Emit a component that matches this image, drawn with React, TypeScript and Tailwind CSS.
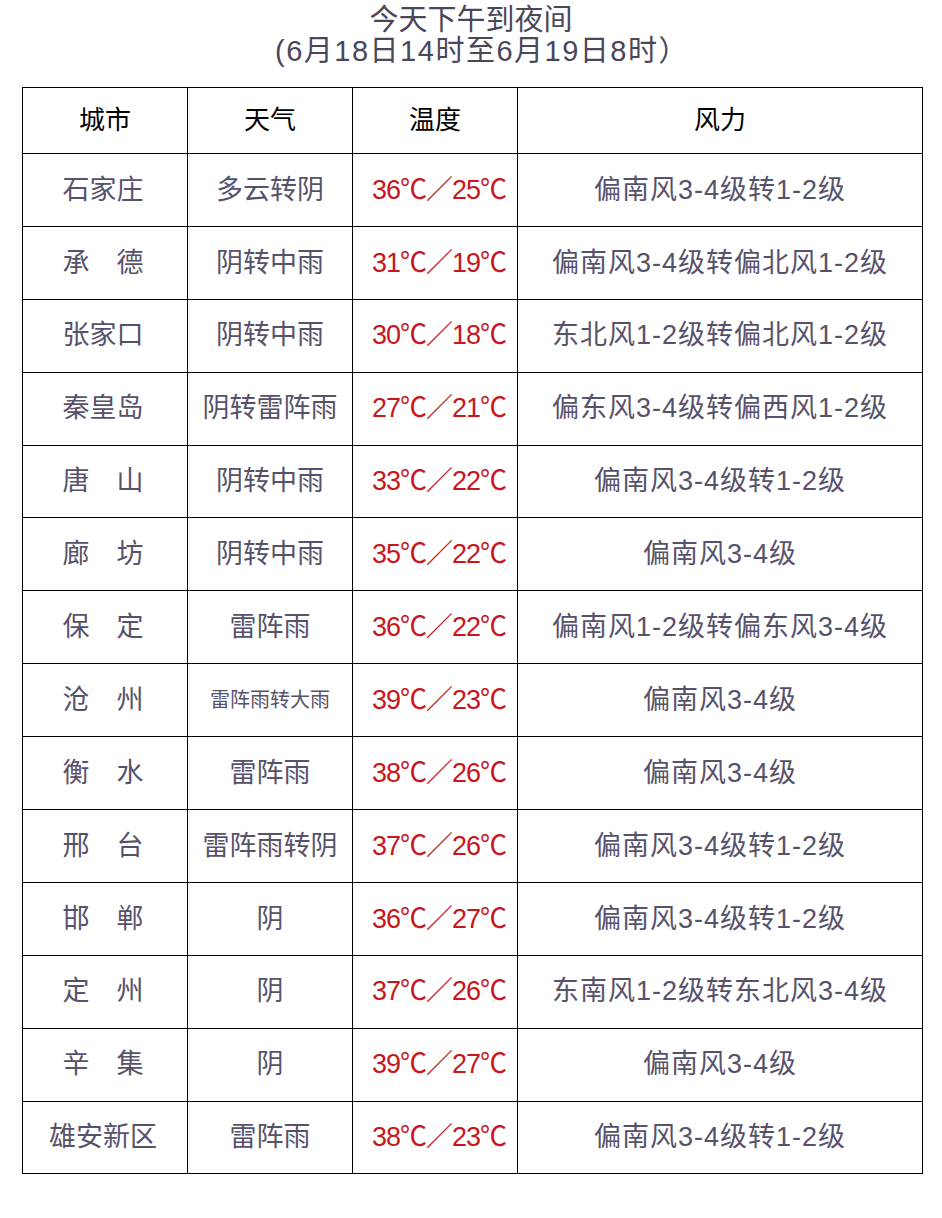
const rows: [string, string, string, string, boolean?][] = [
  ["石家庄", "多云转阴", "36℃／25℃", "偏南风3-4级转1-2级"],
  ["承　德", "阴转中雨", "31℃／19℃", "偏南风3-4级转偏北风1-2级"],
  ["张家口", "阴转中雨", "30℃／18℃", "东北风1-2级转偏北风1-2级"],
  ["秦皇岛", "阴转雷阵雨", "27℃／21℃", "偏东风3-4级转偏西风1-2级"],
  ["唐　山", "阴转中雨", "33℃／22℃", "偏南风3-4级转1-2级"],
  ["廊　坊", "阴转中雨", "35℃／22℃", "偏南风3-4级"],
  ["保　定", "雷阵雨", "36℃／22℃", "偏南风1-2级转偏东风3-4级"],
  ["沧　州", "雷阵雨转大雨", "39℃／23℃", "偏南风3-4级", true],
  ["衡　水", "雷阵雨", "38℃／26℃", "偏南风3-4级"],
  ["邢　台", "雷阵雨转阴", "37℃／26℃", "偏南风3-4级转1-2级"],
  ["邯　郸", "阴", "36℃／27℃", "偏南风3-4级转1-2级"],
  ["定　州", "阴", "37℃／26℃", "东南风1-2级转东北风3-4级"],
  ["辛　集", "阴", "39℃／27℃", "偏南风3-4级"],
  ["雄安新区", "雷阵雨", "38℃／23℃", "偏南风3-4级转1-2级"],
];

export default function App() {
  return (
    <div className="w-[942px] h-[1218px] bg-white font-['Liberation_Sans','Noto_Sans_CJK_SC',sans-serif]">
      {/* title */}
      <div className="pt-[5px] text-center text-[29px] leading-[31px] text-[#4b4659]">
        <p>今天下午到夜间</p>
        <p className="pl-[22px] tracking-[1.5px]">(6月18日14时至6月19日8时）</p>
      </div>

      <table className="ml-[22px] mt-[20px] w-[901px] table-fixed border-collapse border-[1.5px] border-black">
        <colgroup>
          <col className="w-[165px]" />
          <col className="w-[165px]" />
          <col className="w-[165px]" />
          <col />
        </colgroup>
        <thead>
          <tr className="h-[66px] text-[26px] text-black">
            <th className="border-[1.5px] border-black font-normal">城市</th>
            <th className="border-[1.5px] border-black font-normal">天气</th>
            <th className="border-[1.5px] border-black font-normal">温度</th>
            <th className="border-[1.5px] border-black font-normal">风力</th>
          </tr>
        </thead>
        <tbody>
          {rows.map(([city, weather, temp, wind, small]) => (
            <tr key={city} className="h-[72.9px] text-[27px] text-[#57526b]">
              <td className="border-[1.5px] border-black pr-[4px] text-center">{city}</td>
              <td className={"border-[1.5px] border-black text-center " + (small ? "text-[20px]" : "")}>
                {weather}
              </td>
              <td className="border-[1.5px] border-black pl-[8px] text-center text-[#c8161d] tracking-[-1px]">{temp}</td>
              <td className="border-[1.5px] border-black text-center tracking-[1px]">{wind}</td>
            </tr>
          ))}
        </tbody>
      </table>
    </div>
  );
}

> **Exercise details**
Copy the data word for word. Pictures do not go in the copy.

> **Full answer**
Emit a component that matches this image, drawn with React, TypeScript and Tailwind CSS.
const rows: [string, string, string, string, boolean?][] = [
  ["石家庄", "多云转阴", "36℃／25℃", "偏南风3-4级转1-2级"],
  ["承　德", "阴转中雨", "31℃／19℃", "偏南风3-4级转偏北风1-2级"],
  ["张家口", "阴转中雨", "30℃／18℃", "东北风1-2级转偏北风1-2级"],
  ["秦皇岛", "阴转雷阵雨", "27℃／21℃", "偏东风3-4级转偏西风1-2级"],
  ["唐　山", "阴转中雨", "33℃／22℃", "偏南风3-4级转1-2级"],
  ["廊　坊", "阴转中雨", "35℃／22℃", "偏南风3-4级"],
  ["保　定", "雷阵雨", "36℃／22℃", "偏南风1-2级转偏东风3-4级"],
  ["沧　州", "雷阵雨转大雨", "39℃／23℃", "偏南风3-4级", true],
  ["衡　水", "雷阵雨", "38℃／26℃", "偏南风3-4级"],
  ["邢　台", "雷阵雨转阴", "37℃／26℃", "偏南风3-4级转1-2级"],
  ["邯　郸", "阴", "36℃／27℃", "偏南风3-4级转1-2级"],
  ["定　州", "阴", "37℃／26℃", "东南风1-2级转东北风3-4级"],
  ["辛　集", "阴", "39℃／27℃", "偏南风3-4级"],
  ["雄安新区", "雷阵雨", "38℃／23℃", "偏南风3-4级转1-2级"],
];

export default function App() {
  return (
    <div className="w-[942px] h-[1218px] bg-white font-['Liberation_Sans','Noto_Sans_CJK_SC',sans-serif]">
      {/* title */}
      <div className="pt-[5px] text-center text-[29px] leading-[31px] text-[#4b4659]">
        <p>今天下午到夜间</p>
        <p className="pl-[22px] tracking-[1.5px]">(6月18日14时至6月19日8时）</p>
      </div>

      <table className="ml-[22px] mt-[20px] w-[901px] table-fixed border-collapse border-[1.5px] border-black">
        <colgroup>
          <col className="w-[165px]" />
          <col className="w-[165px]" />
          <col className="w-[165px]" />
          <col />
        </colgroup>
        <thead>
          <tr className="h-[66px] text-[26px] text-black">
            <th className="border-[1.5px] border-black font-normal">城市</th>
            <th className="border-[1.5px] border-black font-normal">天气</th>
            <th className="border-[1.5px] border-black font-normal">温度</th>
            <th className="border-[1.5px] border-black font-normal">风力</th>
          </tr>
        </thead>
        <tbody>
          {rows.map(([city, weather, temp, wind, small]) => (
            <tr key={city} className="h-[72.9px] text-[27px] text-[#57526b]">
              <td className="border-[1.5px] border-black pr-[4px] text-center">{city}</td>
              <td className={"border-[1.5px] border-black text-center " + (small ? "text-[20px]" : "")}>
                {weather}
              </td>
              <td className="border-[1.5px] border-black pl-[8px] text-center text-[#c8161d] tracking-[-1px]">{temp}</td>
              <td className="border-[1.5px] border-black text-center tracking-[1px]">{wind}</td>
            </tr>
          ))}
        </tbody>
      </table>
    </div>
  );
}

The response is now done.